Что-то приходится корректировать по части тактики — не только в отношениях с врагом, но и в отношениях с однополчанами, даже друзьями. В декабре нечаянный выдался вечер горячей, без недоговорок, беседы, когда он несколько часов кряду проспорил с «коренниками»: Тринёвым, Кременчуцким, Волнянским и Колумбовым; почувствовал, что и друзья, разумеется, не первейшие, не давней, долгой службы, за его шагами наблюдали, быть может, даже придирчивей и требовательней других. «Тактика — вещь определённая, и её в общих тонах преподают одинаково, но ту тактику, которой я держался… хотели обесценить, хотя, кроме победы, она полку ничего не давала, а людям хранила сверх того покой, здоровье и тёплый уют. В этом мы оказались согласны все пятеро, хотя в словах моих собеседников проглядывала мысль о моей гордости и одинокости, которые мне, по-видимому, довольно вредили в глазах начальства и равных товарищей… Во всяком случае, многое мне стало яснее, а выяснять — хотя и прошлое — всегда не поздно…»
Когда Снесарев однажды признается, что солдатская шинель ему так нравится, что он с удовольствием её надевает и ходит в ней, это не было жестом внешним, но, может быть, и наивно выраженным и всё же корневым проявлением солидарности с солдатом, с воином передовой. А окопы, цепи траншей — не просто густые оспины войны, угрюмо-нагие рвы. Они своеобразные, вдруг выросшие и в земле упрятанные деревни, где вчерашние крестьяне, скучая и тоскуя по страде мирной, вынуждены заниматься всем, что называется страдой военной.
«Этой ночью, — пишет 19 декабря 1915 года, — был в окопах и проверял полевые караулы… Мне пришлось наблюдать окопную жизнь ночью, и в ней много своеобразного, грустного и мрачно-красивого… Видишь, ползут фигуры то с мешками хлеба для роты, то с досками, то идут отдельные посыльные… мелькает ласковый огонёк и слышны речь или тихое пение… А в воздухе неумолчно гудят одинокие выстрелы и жалобно свистит пуля, словно ей страшно хочется загубить жизнь человеческую, и она упорно ищет на пути своём человека… Ночь тёмная, но её хмурый фон бороздят то осветительные ракеты, то лукавый и жадный сноп прожектора.
И думаешь, наблюдая жизнь, сколько этого пару и крепости в нашем солдате, который в этих погребах копается и живёт по месяцам, нос к носу с неприятелем… И мне думается, отчего это наши военные корреспонденты не поживут немного в окопах, чтобы понаблюдать их интересную жизнь и потом рассказать о ней людям.

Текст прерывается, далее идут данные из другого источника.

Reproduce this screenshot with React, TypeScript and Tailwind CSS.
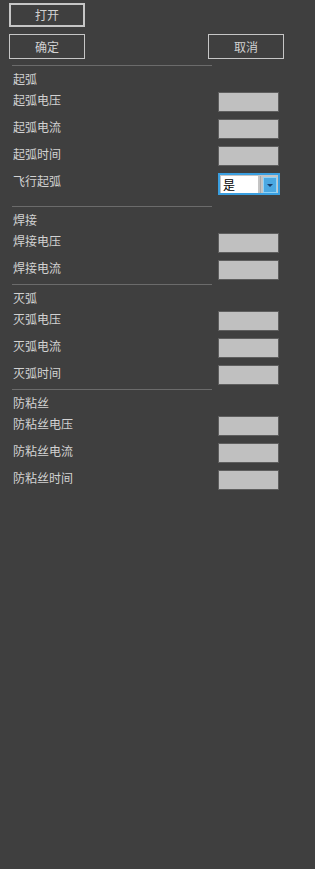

Обыкновенно они снимаются у пушек на “передовых” позициях, а такие пушки подчас стоят от окопов верстах в трёх-четырёх… И выходит, что корреспонденты могут воочию видеть только штабы, тыловую и обозную жизнь, т.е. то, что наименее интересно и наименее характеризует войну; а о последней им приходится получать данные из вторых рук, от тыловых господ или от раненых. Эта же категория людей сама или мало знает, или рисует боевую жизнь нервно и пристрастно. Всё это очень грустно, потому что между корреспондентами есть немало талантливых и искренних людей, и они могли бы сказать своё хорошее слово».
(Андрей Платонов — корреспондент окопа. Его солдат — пахарь и плотник, и война — его вынужденная страда. Есть ещё «окопная проза» лейтенантов — писателей Ивана Акулова, Виктора Астафьева, Владимира Богомолова, Григория Бакланова, Юрия Бондарева, Константина Воробьёва, Вячеслава Кондратьева, Виктора Курочкина, Виктора Некрасова, Евгения Носова, потом пути их разойдутся, но допрежде о Второй мировой войне, пройдя через поля и холмы сражений, они скажут так, что, читая их книги, слышишь затруднённо-прерывистое дыхание правды.)
17
«Где ты, какая ты, смееёшься или плачешь? Уже привыкаешь к тому, что между нами лежат пространства…» — слова эти, однажды письмом схваченные (7 декабря 1915 года), давно звучали непрерывным рефреном во всём его существе, особенно в долгие осенние, зимние вечерние часы, когда тоска по семье обострялась. Всю боль, печаль, нежность он не мог вместить в письма, но когда писал их, словно видел родных перед глазами и, как уже чужое, врагом занятое поле, отвоёвывал своё прошлое.
Если вычленить письма сугубо семейные, в них явственны два начала, два словно бы искрящих провода, а проще говоря — две нити. Одна нить — детский мир, троица малых.